Texas Caviar is a black-eyed pea based dip often encountered at parties in Texas and surrounding areas. I'm sure I was first acquainted with it in Oklahoma.
Now, growing up, I did not like black-eyed peas. I thought they tasted like dirt in little packages. Black-eyed peas were primarily fixed on New Year's Day when eating them was supposed to bring you good luck for the year. My Mom generally cooked the dried peas in a pot of water with a hamhock. I made this dish this year for New Year's when Mom and my sister Kelli were here visiting. It made the house smell great.
Michael Twitty writes about black-eyed peas. They came from Africa. In the Yoruba culture they "represent fertility, the eye of God." He writes, "They were spiritually potent food long before our arrival in America." He adds that because the Yoruba word for black-eyed pea is close to the word for beauty, "To ingest black-eyed peas is to become filled with beauty, and ancestral tradition."
When I read his description, I was surprised and excited to learn the African roots of a tradition my very white Oklahoma family practiced.
But, as I said, I did not like black-eyed peas as a kid or young adult. I came to enjoy them later. Probably my first decent encounter with them was as part of Texas Caviar, this dip. But I only began preparing black-eyed peas myself when Michael and I, in the late Aughts, began hosting an annual New Year's Day Open House.
The tradition of the New Year's Open House, I got from Dallas, Texas, where I would be invited to a handful every year. So, in Oklahoma City, Michael and I started that tradition. And we chose to make foods from our family's ancestral cultures that were associated with the new year. So, from his Filipino side we had rice and leafy greens. I wanted to make a black-eyed pea dish, so I learned to make Texas Caviar. In later years I also started making Hoppin' John, a traditional dish that definitely originates in the experienced of enslaved African-Americans, though I didn't know that history. I had not grown up with that dish, but enjoy making it some years on the holiday.
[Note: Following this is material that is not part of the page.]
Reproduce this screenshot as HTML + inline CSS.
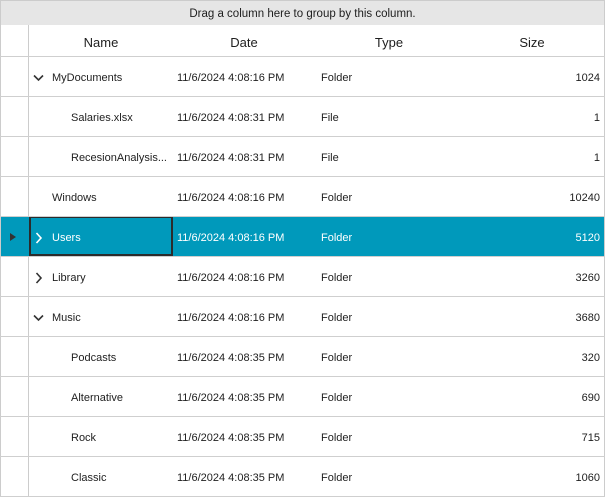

Since reading Twitty's book, I have tried to explain foodways and cultural connections to Sebastian while we are working in the kitchen. I have always used this as time to teach him about food and good kitchen skills, but I have now added this element of culture and also a time to tell stories of my life and our family.
Tonight, as we prepared the Texas Caviar together, I talked about the fusion of sources in this recipe: black-eyed peas from African roots, peppers from indigenous American cultures, the garlic which is more European, along with the olive oil. The rice vinegar might come from many traditions that cooked with rice, but the rice vinegar in our house is because of the Asian influences. Then the tortilla chip with which to eat it coming from Hispano-Indian culture.
What I enjoyed about Twitty's book was opening up meal preparation to this sense of rich story and history and cultural mixing. This dip I had first experienced from middle class white people is a rich blend of global cultures.